Install DBT Core: Use pip install dbt-core to set up DBT locally.
Install DBT Adapters (e.g., Snowflake): DBT requires an adapter, such as pip install dbt-snowflake, to interact with your data warehouse.
Choose an IDE: Use a developer-friendly code editor like VS Code or Anti-Gravity.

After setting up these environments, you’re ready to start building layers in your data pipeline.

Step 2: Constructing the Medallion Architecture

The medallion architecture consists of Bronze, Silver, and Gold layers, each serving distinct purposes in the pipeline:

Bronze Layer: Ingesting Raw Data

The Bronze layer stores raw, untransformed data from the source (AWS S3).
Use Snowflake to create staging tables and manage permissions via IAM roles.
Implement incremental loading to optimize data ingestion. This means loading only new or changed data.

SQL Example for Incremental Loading in DBT:

select *
from {{ source('staging', 'bookings') }}
where created_at > (
    select max(created_at)
    from {{ this }}
    )

Key Concepts:

IAM Roles: Secure your data by integrating AWS credentials with Snowflake stages.
DBT Materialization: Automate the creation of tables and views using DBT configurations.

Silver Layer: Transforming Data

This layer applies business logic and transformations. For instance:

Use Ginga templates to dynamically create reusable SQL transformations.
Transform raw data into cleaned, enriched datasets.

Example of Using a Ginga Template for Parameterization:

select *
from {{ ref('bronze_bookings') }}
where {{ filter_column }} > {{ threshold }}

Key Concepts:

Dynamic Transformations: Write modular transformations that adapt with parameterized inputs.
Error Handling: Follow industry best practices for clean, validated transformations.

Gold Layer: Building Analytical Models

The Gold layer serves as the final presentation layer for analytics:

One Big Table (OBT): Consolidate all tables into one comprehensive dataset.
Star Schema: Break the OBT into fact and dimension tables for analytical efficiency.

Metadata-Driven Pipelines: Metadata-driven pipelines dynamically determine joins and configurations.
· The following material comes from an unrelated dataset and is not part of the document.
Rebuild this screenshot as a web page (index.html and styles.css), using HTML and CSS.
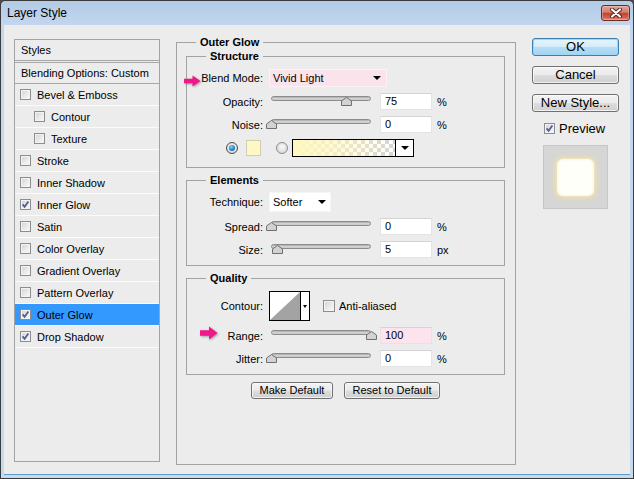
FILE: index.html
```html
<!DOCTYPE html>
<html lang="en">
<head>
<meta charset="utf-8">
<title>Layer Style</title>
<link rel="stylesheet" href="styles.css">
</head>
<body>
<div class="window">
  <div class="titlebar">
    <span class="title">Layer Style</span>
    <button class="close" aria-label="Close">
      <svg width="12" height="10" viewBox="0 0 12 10"><path d="M2 1.5 L10 8.5 M10 1.5 L2 8.5" stroke="#5a2119" stroke-width="4" stroke-linecap="round"/><path d="M2 1.5 L10 8.5 M10 1.5 L2 8.5" stroke="#fff" stroke-width="2.2" stroke-linecap="round"/></svg>
    </button>
  </div>
  <div class="client">
    <ul class="styles-list">
      <li class="head">Styles</li>
      <li class="blend">Blending Options: Custom</li>
      <li class="item"><span class="cb"></span>Bevel &amp; Emboss</li>
      <li class="item sub"><span class="cb"></span>Contour</li>
      <li class="item sub"><span class="cb"></span>Texture</li>
      <li class="item"><span class="cb"></span>Stroke</li>
      <li class="item"><span class="cb"></span>Inner Shadow</li>
      <li class="item"><span class="cb"><svg class="check" viewBox="0 0 9 9"><path d="M1.6 4.4 L3.6 6.8 L7.4 1.6"/></svg></span>Inner Glow</li>
      <li class="item"><span class="cb"></span>Satin</li>
      <li class="item"><span class="cb"></span>Color Overlay</li>
      <li class="item"><span class="cb"></span>Gradient Overlay</li>
      <li class="item"><span class="cb"></span>Pattern Overlay</li>
      <li class="item selected"><span class="cb"><svg class="check" viewBox="0 0 9 9"><path d="M1.6 4.4 L3.6 6.8 L7.4 1.6"/></svg></span>Outer Glow</li>
      <li class="item"><span class="cb"><svg class="check" viewBox="0 0 9 9"><path d="M1.6 4.4 L3.6 6.8 L7.4 1.6"/></svg></span>Drop Shadow</li>
    </ul>

    <fieldset class="group main">
      <legend>Outer Glow</legend>
      <div class="main-body">
        <fieldset class="group inner">
          <legend>Structure</legend>
          <div class="rows">
            <div class="row sel-row">
              <svg class="pointer p-blend" width="19" height="12" viewBox="0 0 19 12"><path d="M1 3.8 L9.5 3.8 L9.5 0.5 L17.5 6 L9.5 11.5 L9.5 8.2 L1 8.2 Z"/></svg>
              <span class="lbl">Blend Mode:</span>
              <div class="select pink">Vivid Light<span class="tri"></span></div>
            </div>
            <div class="row">
              <span class="lbl">Opacity:</span>
              <div class="slider"><div class="track"></div><svg class="thumb" style="--v:0.75" width="11" height="9" viewBox="0 0 11 9"><path d="M5.5 0.5 L10.5 4 L10.5 8.5 L0.5 8.5 L0.5 4 Z"/></svg></div>
              <div class="field">75</div><span class="unit">%</span>
            </div>
            <div class="row">
              <span class="lbl">Noise:</span>
              <div class="slider"><div class="track"></div><svg class="thumb" style="--v:0" width="11" height="9" viewBox="0 0 11 9"><path d="M5.5 0.5 L10.5 4 L10.5 8.5 L0.5 8.5 L0.5 4 Z"/></svg></div>
              <div class="field">0</div><span class="unit">%</span>
            </div>
            <div class="row color-row">
              <span class="radio on"></span>
              <span class="swatch"></span>
              <span class="radio"></span>
              <div class="gradient"><span class="grad-fill"></span><span class="grad-arrow"><span class="tri"></span></span></div>
            </div>
          </div>
        </fieldset>

        <fieldset class="group inner">
          <legend>Elements</legend>
          <div class="rows">
            <div class="row tech-row">
              <span class="lbl">Technique:</span>
              <div class="select white">Softer<span class="tri"></span></div>
            </div>
            <div class="row">
              <span class="lbl">Spread:</span>
              <div class="slider"><div class="track"></div><svg class="thumb" style="--v:0" width="11" height="9" viewBox="0 0 11 9"><path d="M5.5 0.5 L10.5 4 L10.5 8.5 L0.5 8.5 L0.5 4 Z"/></svg></div>
              <div class="field">0</div><span class="unit">%</span>
            </div>
            <div class="row">
              <span class="lbl">Size:</span>
              <div class="slider"><div class="track"></div><svg class="thumb" style="--v:0.06" width="11" height="9" viewBox="0 0 11 9"><path d="M5.5 0.5 L10.5 4 L10.5 8.5 L0.5 8.5 L0.5 4 Z"/></svg></div>
              <div class="field">5</div><span class="unit">px</span>
            </div>
          </div>
        </fieldset>

        <fieldset class="group inner">
          <legend>Quality</legend>
          <div class="rows quality">
            <div class="row contour-row">
              <span class="lbl">Contour:</span>
              <div class="contour">
                <svg class="curve" width="30" height="28" viewBox="0 0 30 28"><rect width="30" height="28" fill="#fff"/><path d="M0 28 L30 0 L30 28 Z" fill="#a3a3a3"/></svg>
                <span class="contour-drop"><span class="tri small"></span></span>
              </div>
              <span class="cb aa"></span><span class="aa-label">Anti-aliased</span>
            </div>
            <div class="row">
              <svg class="pointer p-range" width="20" height="14" viewBox="0 0 20 14"><path d="M1 4.3 L10 4.3 L10 0.5 L18.5 7 L10 13.5 L10 9.7 L1 9.7 Z"/></svg>
              <span class="lbl">Range:</span>
              <div class="slider"><div class="track"></div><svg class="thumb" style="--v:1" width="11" height="9" viewBox="0 0 11 9"><path d="M5.5 0.5 L10.5 4 L10.5 8.5 L0.5 8.5 L0.5 4 Z"/></svg></div>
              <div class="field pink">100</div><span class="unit">%</span>
            </div>
            <div class="row">
              <span class="lbl">Jitter:</span>
              <div class="slider"><div class="track"></div><svg class="thumb" style="--v:0" width="11" height="9" viewBox="0 0 11 9"><path d="M5.5 0.5 L10.5 4 L10.5 8.5 L0.5 8.5 L0.5 4 Z"/></svg></div>
              <div class="field">0</div><span class="unit">%</span>
            </div>
          </div>
        </fieldset>

        <div class="defaults">
          <button class="btn small make">Make Default</button>
          <button class="btn small reset">Reset to Default</button>
        </div>
      </div>
    </fieldset>

    <div class="side">
      <button class="btn big ok">OK</button>
      <button class="btn big">Cancel</button>
      <button class="btn big">New Style...</button>
      <div class="preview-toggle"><span class="cb"><svg class="check" viewBox="0 0 9 9"><path d="M1.6 4.4 L3.6 6.8 L7.4 1.6"/></svg></span><span>Preview</span></div>
      <div class="preview"><div class="glow-square"></div></div>
    </div>
  </div>
</div>
</body>
</html>
```

FILE: styles.css
```css
* { box-sizing: border-box; }

html, body {
  margin: 0;
  padding: 0;
}

body {
  width: 634px;
  height: 479px;
  overflow: hidden;
  background: #4a4a4a;
  font-family: "Liberation Sans", Arial, sans-serif;
  font-size: 11px;
  color: #000;
}

.window {
  width: 634px;
  height: 479px;
  border: 1px solid #3b3b3b;
  border-radius: 5px 5px 0 0;
  background: linear-gradient(#b3cbe6 0, #c2d7ee 24px, #c6daef 100%);
  padding: 0 3px 3px;
  display: flex;
  flex-direction: column;
}

.titlebar {
  height: 24px;
  flex: none;
  display: flex;
  align-items: center;
  justify-content: space-between;
  padding: 0 0 0 3px;
}

.title {
  font-size: 12px;
  color: #000;
}

.close {
  width: 29px;
  height: 16px;
  margin: 0;
  padding: 0;
  border: 1px solid #6d2b21;
  border-radius: 3px;
  background: linear-gradient(#e3a699 0%, #d47b6a 45%, #c0432f 52%, #cc5f4e 80%, #dd8c7c 100%);
  display: flex;
  align-items: center;
  justify-content: center;
  box-shadow: inset 0 0 0 1px rgba(255, 220, 210, 0.35);
}

.client {
  flex: 1;
  background: #ececec;
  display: flex;
  align-items: flex-start;
  padding: 14px 0 0 10px;
  border-bottom: 1px solid #5b9cd0;
}

/* ---------- left list ---------- */
.styles-list {
  list-style: none;
  margin: 0;
  padding: 0;
  width: 146px;
  height: 423px;
  flex: none;
  border: 1px solid #a3a3a3;
  background: #ececec;
}

.styles-list li {
  display: flex;
  align-items: center;
  padding-left: 6px;
  white-space: nowrap;
}

.styles-list .head {
  height: 23px;
  border-bottom: 3px double #a6a6a6;
}

.styles-list .blend {
  height: 21px;
  border-bottom: 1px solid #a9a9a9;
}

.styles-list .item {
  height: 22px;
  border-bottom: 1px solid #fbfbfb;
  padding-left: 5px;
  gap: 6px;
}

.styles-list .item.sub {
  padding-left: 19px;
}

.styles-list .item.selected {
  background: #3399ff;
}

.cb {
  width: 11px;
  height: 11px;
  flex: none;
  border: 1px solid #8d8d8d;
  background: linear-gradient(135deg, #d2d2d2 0%, #ececec 60%, #f9f9f9 100%);
  box-shadow: inset 0 0 0 1px #f3f3f3;
  display: flex;
  align-items: center;
  justify-content: center;
}

.check {
  width: 9px;
  height: 9px;
  display: block;
}

.check path {
  fill: none;
  stroke: #4a5c9c;
  stroke-width: 1.7;
}

/* ---------- group boxes ---------- */
.group {
  border: 1px solid #a3a3a3;
  margin: 0;
  min-width: 0;
}

.group > legend {
  font-weight: bold;
  line-height: 13px;
  padding: 0 4px;
}

.main {
  width: 340px;
  height: 429px;
  margin: -3px 0 0 16px;
  padding: 1px 10px 0 9px;
  flex: none;
}

.main > legend {
  margin-left: 10px;
}

.main-body {
  display: flex;
  flex-direction: column;
  gap: 6px;
}

.inner {
  padding: 0;
}

.inner > legend {
  margin-left: 19px;
}

.rows {
  display: flex;
  flex-direction: column;
  gap: 6px;
  padding: 6px 0 10px;
}

.inner:nth-child(2) .rows {
  padding: 5px 0 7px;
}

.rows.quality {
  padding: 6px 0 7px;
}

.row {
  position: relative;
  display: flex;
  align-items: center;
  height: 17px;
}

.lbl {
  width: 76px;
  text-align: right;
  flex: none;
}

.pointer {
  position: absolute;
  filter: drop-shadow(1px 1px 1px rgba(0, 0, 0, 0.35));
}

.pointer path {
  fill: #f0178a;
}

.p-blend {
  left: -4px;
  top: 6px;
}

.p-range {
  left: 12px;
  top: -1px;
}

/* select boxes */
.sel-row {
  height: 18px;
}

.tech-row {
  height: 20px;
}

.select {
  margin-left: 6px;
  height: 100%;
  display: flex;
  align-items: center;
  justify-content: space-between;
  padding: 0 5px 0 3px;
  border: 1px solid #f5f5f5;
}

.select.pink {
  width: 118px;
  background: #fbe3ec;
  border-color: #fdf1f5;
}

.select.white {
  width: 62px;
  background: #fff;
  padding-right: 4px;
}

.tri {
  width: 0;
  height: 0;
  border-left: 4px solid transparent;
  border-right: 4px solid transparent;
  border-top: 4px solid #000;
}

.tri.small {
  border-left-width: 2.5px;
  border-right-width: 2.5px;
  border-top-width: 3px;
}

/* sliders */
.slider {
  position: relative;
  width: 110px;
  height: 17px;
  margin-left: 3px;
  flex: none;
}

.track {
  margin: 3px 5px 0;
  height: 5px;
  border: 1px solid #8c8c8c;
  border-radius: 3px;
  background: linear-gradient(#a9a9a9, #d9d9d9 60%, #c3c3c3);
}

.thumb {
  position: absolute;
  top: 4px;
  left: calc(var(--v) * 100px);
}

.thumb path {
  fill: #d2d2d2;
  stroke: #6f6f6f;
  stroke-width: 1;
}

.field {
  width: 52px;
  height: 17px;
  margin-left: 4px;
  padding-left: 4px;
  line-height: 15px;
  background: #fff;
  border: 1px solid #e4e4e4;
  border-top-color: #d4d4d4;
  flex: none;
}

.field.pink {
  background: #fde3ee;
}

.unit {
  margin-left: 5px;
}

/* colour row */
.color-row {
  height: 18px;
  padding-left: 39px;
}

.radio {
  width: 12px;
  height: 12px;
  flex: none;
  border-radius: 50%;
  border: 1px solid #8c8c8c;
  background: radial-gradient(circle at 50% 40%, #fafafa 0, #dcdcdc 70%, #c8c8c8 100%);
  display: flex;
  align-items: center;
  justify-content: center;
}

.radio.on {
  border-color: #4a4a4a;
}

.radio.on::after {
  content: "";
  width: 6px;
  height: 6px;
  border-radius: 50%;
  background: radial-gradient(circle at 40% 35%, #8ad3ff 0, #2b8fd8 45%, #0d4f8c 100%);
}

.swatch {
  width: 15px;
  height: 16px;
  margin-left: 8px;
  background: #fff8c4;
  border: 1px solid #d0cdb2;
  flex: none;
}

.radio + .gradient {
  margin-left: 4px;
}

.swatch + .radio {
  margin-left: 15px;
}

.gradient {
  width: 122px;
  height: 18px;
  border: 1px solid #000;
  display: flex;
  flex: none;
}

.grad-fill {
  flex: 1;
  background:
    linear-gradient(to right, #fff8bf 0%, rgba(255, 248, 191, 0.7) 40%, rgba(255, 248, 191, 0) 100%),
    repeating-conic-gradient(#d4d4d4 0 25%, #ffffff 0 50%) 0 0 / 8px 8px;
}

.grad-arrow {
  width: 18px;
  border-left: 1px solid #000;
  background: #fff;
  display: flex;
  align-items: center;
  justify-content: center;
}

/* contour */
.contour-row {
  height: 30px;
}

.contour {
  margin-left: 6px;
  width: 41px;
  height: 30px;
  border: 1px solid #000;
  display: flex;
  flex: none;
}

.curve {
  display: block;
}

.contour-drop {
  width: 9px;
  border-left: 1px solid #000;
  background: #fff;
  display: flex;
  align-items: center;
  justify-content: center;
}

.cb.aa {
  margin-left: 13px;
  width: 12px;
  height: 12px;
}

.aa-label {
  margin-left: 4px;
}

/* buttons */
.btn {
  font-family: "Liberation Sans", Arial, sans-serif;
  color: #000;
  margin: 0;
  padding: 0;
  border: 1px solid #707070;
  border-radius: 3px;
  background: linear-gradient(#f3f3f3 0%, #ebebeb 48%, #dddddd 52%, #cfcfcf 100%);
  box-shadow: inset 0 0 0 1px rgba(255, 255, 255, 0.7);
}

.defaults {
  display: flex;
  justify-content: center;
  gap: 11px;
  margin-top: 1px;
}

.btn.small {
  height: 17px;
  font-size: 11px;
  line-height: 15px;
}

.btn.make {
  width: 82px;
}

.btn.reset {
  width: 96px;
}

.side {
  width: 87px;
  margin: -1px 0 0 16px;
  display: flex;
  flex-direction: column;
  flex: none;
}

.btn.big {
  width: 87px;
  height: 18px;
  font-size: 13px;
  line-height: 16px;
  margin-bottom: 10px;
}

.btn.ok {
  border-color: #3c7fb1;
  background: linear-gradient(#e5f4fc 0%, #d5edfa 48%, #b4ddf5 52%, #a3d4f1 100%);
  box-shadow: inset 0 0 0 1px #9cd5f8;
}

.preview-toggle {
  display: flex;
  align-items: center;
  gap: 4px;
  padding-left: 12px;
  font-size: 13px;
  height: 13px;
}

.preview {
  margin: 10px auto 0;
  width: 65px;
  height: 64px;
  background: #d6d6d6;
  border: 1px solid #c6c6c6;
  display: flex;
  align-items: center;
  justify-content: center;
}

.glow-square {
  width: 37px;
  height: 37px;
  border-radius: 6px;
  background: #fffffa;
  box-shadow: inset 0 0 3px rgba(245, 236, 190, 0.9), 0 0 3px 1px rgba(243, 232, 178, 0.9), 0 0 6px 2px rgba(238, 226, 170, 0.6);
}
```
Instead of hardcoding SQL joins, use configurations stored in metadata files.

Example Metadata Configuration:

- table: silver_bookings
  alias: bookings
  columns:
    - booking_id
    - total_amount
- table: silver_listings
  alias: listings
  join_condition: bookings.listing_id = listings.listing_id

With metadata-driven pipelines, adding tables or modifying joins becomes a matter of updating metadata, not rewriting SQL.

Step 3: Implementing Slowly Changing Dimensions (SCD Type 2)

What Is SCD Type 2?

SCD Type 2 tracks changes in dimension records over time while preserving historical data. For example:

If a supplier changes locations, the old location remains in the table with a valid end date, while the new location has a future end date.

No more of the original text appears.